Police responded to demonstrators in the
port city of Durban on Thursday by using water cannons and
teargas. "Some were also physically attacked," TAC
national manager, Nathan Geffen, told IRIN.
He said TAC was currently discussing
legal action against the police responsible for the alleged
assaults.
TAC launched its protest campaign last
week called "Dying for Treatment" which included
peaceful demonstrations near police stations to draw attention
to the government's alleged failure to effectively tackle
HIV/AIDS.
The plan involved sending a few
protestors into police stations to bring charges of
manslaughter against key South African ministers who are
alleged to have impeded access to life-saving treatment for
people with AIDS.
"It was after the presentation of
these charges that police in Durban tried to disperse the
demonstrators outside the station and, when they refused to
disperse, used water cannons to clear the area.

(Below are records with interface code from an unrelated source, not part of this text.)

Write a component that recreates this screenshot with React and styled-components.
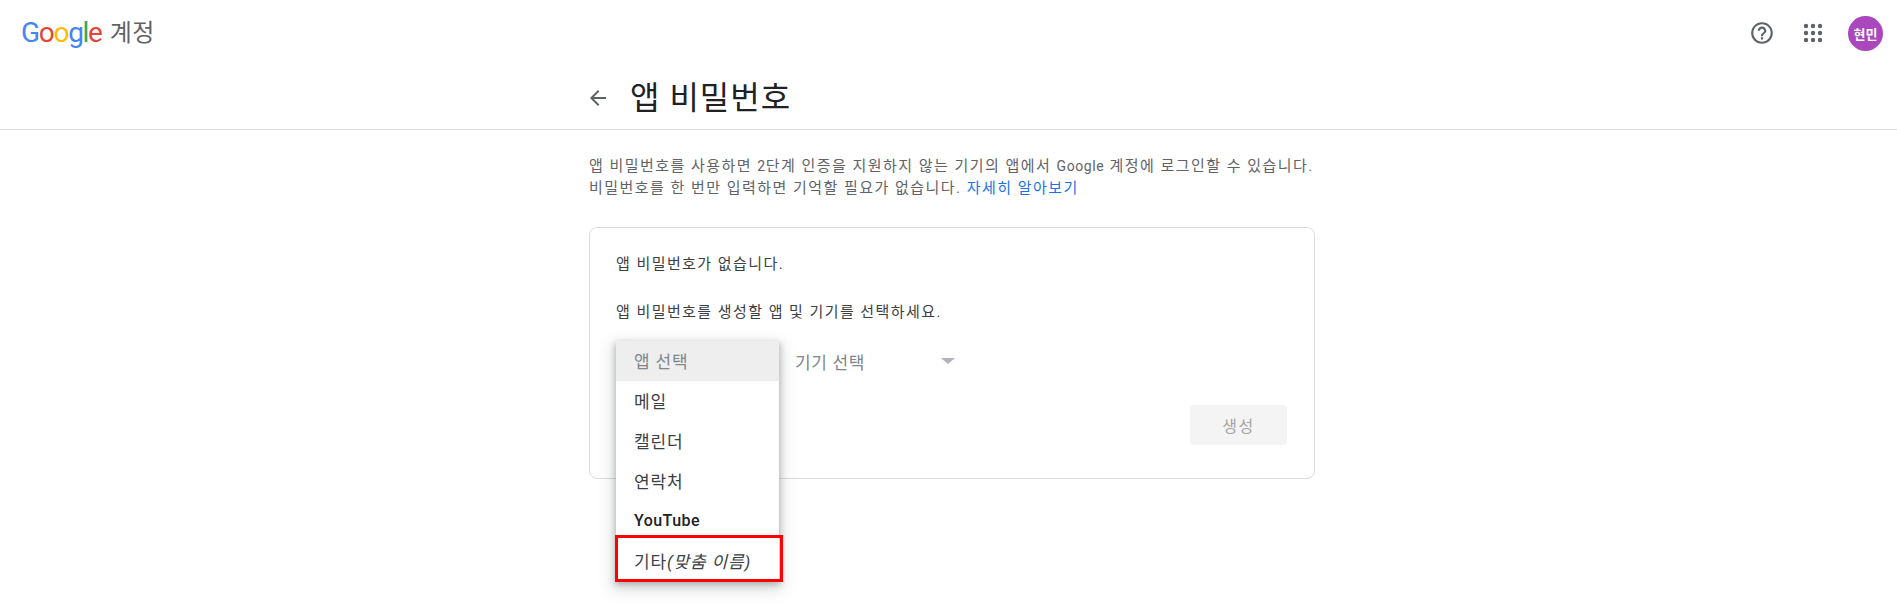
import React from 'react';
import styled, { createGlobalStyle } from 'styled-components';

const Global = createGlobalStyle`
  html, body { margin: 0; padding: 0; background: #fff; }
  body {
    font-family: Roboto, "Noto Sans CJK KR", sans-serif;
    color: #3c4043;
    overflow: hidden;
  }
`;

const Page = styled.div`
  width: 1897px;
  height: 616px;
  overflow: hidden;
`;

const TopBar = styled.header`
  height: 66px;
  display: flex;
  align-items: center;
  justify-content: space-between;
  padding: 0 14px 0 21px;
`;

const Brand = styled.div`
  display: flex;
  align-items: center;
  gap: 8px;
`;

const Logo = styled.span`
  font-family: Roboto, sans-serif;
  font-size: 28px;
  letter-spacing: -1.3px;
  line-height: 30px;
`;

const Letter = styled.span`
  color: ${(p) => p.$color};
`;

const BrandName = styled.span`
  font-size: 24px;
  letter-spacing: 0.5px;
  color: #5f6368;
  line-height: 30px;
  margin-top: -1px;
`;

const Tools = styled.div`
  display: flex;
  align-items: center;
  gap: 26px;
`;

const Avatar = styled.div`
  width: 35px;
  height: 35px;
  margin-left: -3px;
  border-radius: 50%;
  background: #ab47bc;
  color: #fff;
  font-size: 13px;
  font-weight: 700;
  display: flex;
  align-items: center;
  justify-content: center;
`;

const TitleBar = styled.div`
  height: 64px;
  box-sizing: border-box;
  border-bottom: 1px solid #dadce0;
  padding-left: 586px;
  display: flex;
  align-items: center;
  gap: 20px;
`;

const BackButton = styled.span`
  display: flex;
  margin-top: 1px;
`;

const Title = styled.h1`
  margin: 1px 0 0;
  font-size: 32px;
  font-weight: 400;
  line-height: 40px;
  letter-spacing: 1px;
  color: #202124;
`;

const Main = styled.main`
  width: 726px;
  margin-left: 589px;
  padding-top: 25px;
`;

const Intro = styled.p`
  margin: 0;
  font-size: 15px;
  line-height: 22px;
  letter-spacing: 1.47px;
  color: #5f6368;
  white-space: nowrap;
`;

const Latin = styled.span`
  font-size: 14px;
  letter-spacing: 0.6px;
`;

const LearnMore = styled.a`
  color: #1a73e8;
  text-decoration: none;
`;

const Card = styled.section`
  position: relative;
  margin-top: 28px;
  height: 252px;
  box-sizing: border-box;
  border: 1px solid #dadce0;
  border-radius: 8px;
  padding: 25px 26px 33px;
  display: flex;
  flex-direction: column;
`;

const CardText = styled.p`
  margin: 0 0 26px;
  font-size: 15px;
  line-height: 22px;
  letter-spacing: 1.44px;
  color: #3c4043;
`;

const SelectRow = styled.div`
  display: flex;
  align-items: center;
  height: 40px;
  margin-top: -8px;
  padding-left: 179px;
`;

const DeviceSelect = styled.div`
  width: 160px;
  display: flex;
  align-items: center;
  justify-content: space-between;
  font-size: 17px;
  letter-spacing: 0.65px;
  color: #80868b;
`;

const Caret = styled.span`
  width: 0;
  height: 0;
  border-left: 7px solid transparent;
  border-right: 7px solid transparent;
  border-top: 6px solid #b0b3b8;
`;

const Actions = styled.div`
  margin-top: auto;
  display: flex;
  justify-content: flex-end;
`;

const Create = styled.button`
  width: 97px;
  height: 40px;
  margin-right: 1px;
  border: 0;
  border-radius: 4px;
  background: #f4f4f4;
  color: #a3a3a3;
  font: inherit;
  font-size: 16px;
  letter-spacing: 1.6px;
`;

const Menu = styled.ul`
  position: absolute;
  left: 26px;
  top: 113px;
  width: 163px;
  margin: 0;
  padding: 0;
  list-style: none;
  background: #fff;
  box-shadow: 0 3px 6px 1px rgba(60, 64, 67, 0.3), 0 6px 14px 4px rgba(60, 64, 67, 0.15);
`;

const MenuItem = styled.li`
  height: 40px;
  box-sizing: border-box;
  padding: 0 0 2px 18px;
  display: flex;
  align-items: center;
  font-size: ${(p) => (p.$bold ? '16px' : '17px')};
  letter-spacing: ${(p) => (p.$bold ? '0.45px' : '0.85px')};
  color: ${(p) => (p.$selected ? '#80868b' : p.$bold ? '#202124' : '#3c4043')};
  background: ${(p) => (p.$selected ? '#eeeeee' : '#fff')};
  font-weight: ${(p) => (p.$bold ? 500 : 400)};
`;

const Custom = styled.em`
  font-style: italic;
`;

const Highlight = styled.div`
  position: absolute;
  left: 25px;
  top: 307px;
  width: 168px;
  height: 47px;
  box-sizing: border-box;
  border: 3px solid #f00;
`;

const HelpIcon = () => (
  <svg width="26" height="26" viewBox="0 0 24 24" fill="#5f6368">
    <path d="M11 18h2v-2h-2v2zm1-16C6.48 2 2 6.48 2 12s4.48 10 10 10 10-4.48 10-10S17.52 2 12 2zm0 18c-4.41 0-8-3.59-8-8s3.59-8 8-8 8 3.59 8 8-3.59 8-8 8zm0-14c-2.21 0-4 1.79-4 4h2c0-1.1.9-2 2-2s2 .9 2 2c0 2-3 1.75-3 5h2c0-2.25 3-2.5 3-5 0-2.21-1.79-4-4-4z" />
  </svg>
);

const AppsIcon = () => (
  <svg width="24" height="24" viewBox="0 0 24 24" fill="#5f6368">
    {[5, 12, 19].flatMap((y) =>
      [5, 12, 19].map((x) => <circle key={`${x}-${y}`} cx={x} cy={y} r="2.2" />)
    )}
  </svg>
);

const BackIcon = () => (
  <svg width="24" height="24" viewBox="0 0 24 24" fill="#5f6368">
    <path d="M20 11H7.83l5.59-5.59L12 4l-8 8 8 8 1.41-1.41L7.83 13H20v-2z" />
  </svg>
);

const logoLetters = [
  ['G', '#4285f4'],
  ['o', '#ea4335'],
  ['o', '#fbbc05'],
  ['g', '#4285f4'],
  ['l', '#34a853'],
  ['e', '#ea4335'],
];

const App = () => {
  return (
    <Page>
      <Global />
      <TopBar>
        <Brand>
          <Logo>
            {logoLetters.map(([ch, color], i) => (
              <Letter key={i} $color={color}>
                {ch}
              </Letter>
            ))}
          </Logo>
          <BrandName>계정</BrandName>
        </Brand>
        <Tools>
          <HelpIcon />
          <AppsIcon />
          <Avatar>현민</Avatar>
        </Tools>
      </TopBar>
      <TitleBar>
        <BackButton>
          <BackIcon />
        </BackButton>
        <Title>앱 비밀번호</Title>
      </TitleBar>
      <Main>
        <Intro>
          앱 비밀번호를 사용하면 <Latin>2</Latin>단계 인증을 지원하지 않는 기기의 앱에서 <Latin>Google</Latin> 계정에 로그인할 수 있습니다.
        </Intro>
        <Intro>
          비밀번호를 한 번만 입력하면 기억할 필요가 없습니다. <LearnMore href="#">자세히 알아보기</LearnMore>
        </Intro>
        <Card>
          <CardText>앱 비밀번호가 없습니다.</CardText>
          <CardText>앱 비밀번호를 생성할 앱 및 기기를 선택하세요.</CardText>
          <SelectRow>
            <DeviceSelect>
              기기 선택
              <Caret />
            </DeviceSelect>
          </SelectRow>
          <Actions>
            <Create disabled>생성</Create>
          </Actions>
          <Menu>
            <MenuItem $selected>앱 선택</MenuItem>
            <MenuItem>메일</MenuItem>
            <MenuItem>캘린더</MenuItem>
            <MenuItem>연락처</MenuItem>
            <MenuItem $bold>YouTube</MenuItem>
            <MenuItem>
              기타<Custom>(맞춤 이름)</Custom>
            </MenuItem>
          </Menu>
          <Highlight />
        </Card>
      </Main>
    </Page>
  );
};

export default App;
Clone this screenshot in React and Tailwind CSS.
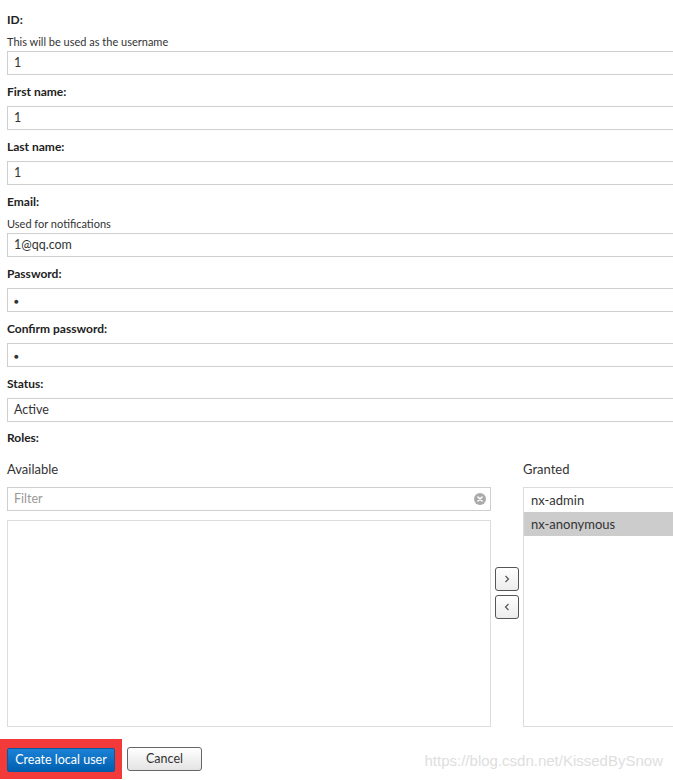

No arrests
were reported in the Durban incident," Human Rights Watch
(HRW) said in a statement.
"South Africa is home to about five
million people living with AIDS. The government has repeatedly
refused to provide antiretroviral treatment through government
health programmes and had to be taken to court in 2002 to be
forced to provide even the short course of antiretroviral
medicines that can reduce the risk of HIV transmission in
childbirth, routinely provided in countries much more
resource-strapped than South Africa," the rights group
said.
"We urge the government not to
compound its inaction in addressing the HIV/AIDS crisis in the
country by responding inappropriately to peaceful
protestors," HIV/AIDS programme director for HRW, Joanne
Csete, said in a statement. "People with AIDS have
suffered enough - it's time to work with them to avert death
on a massive scale, not to treat them like criminals."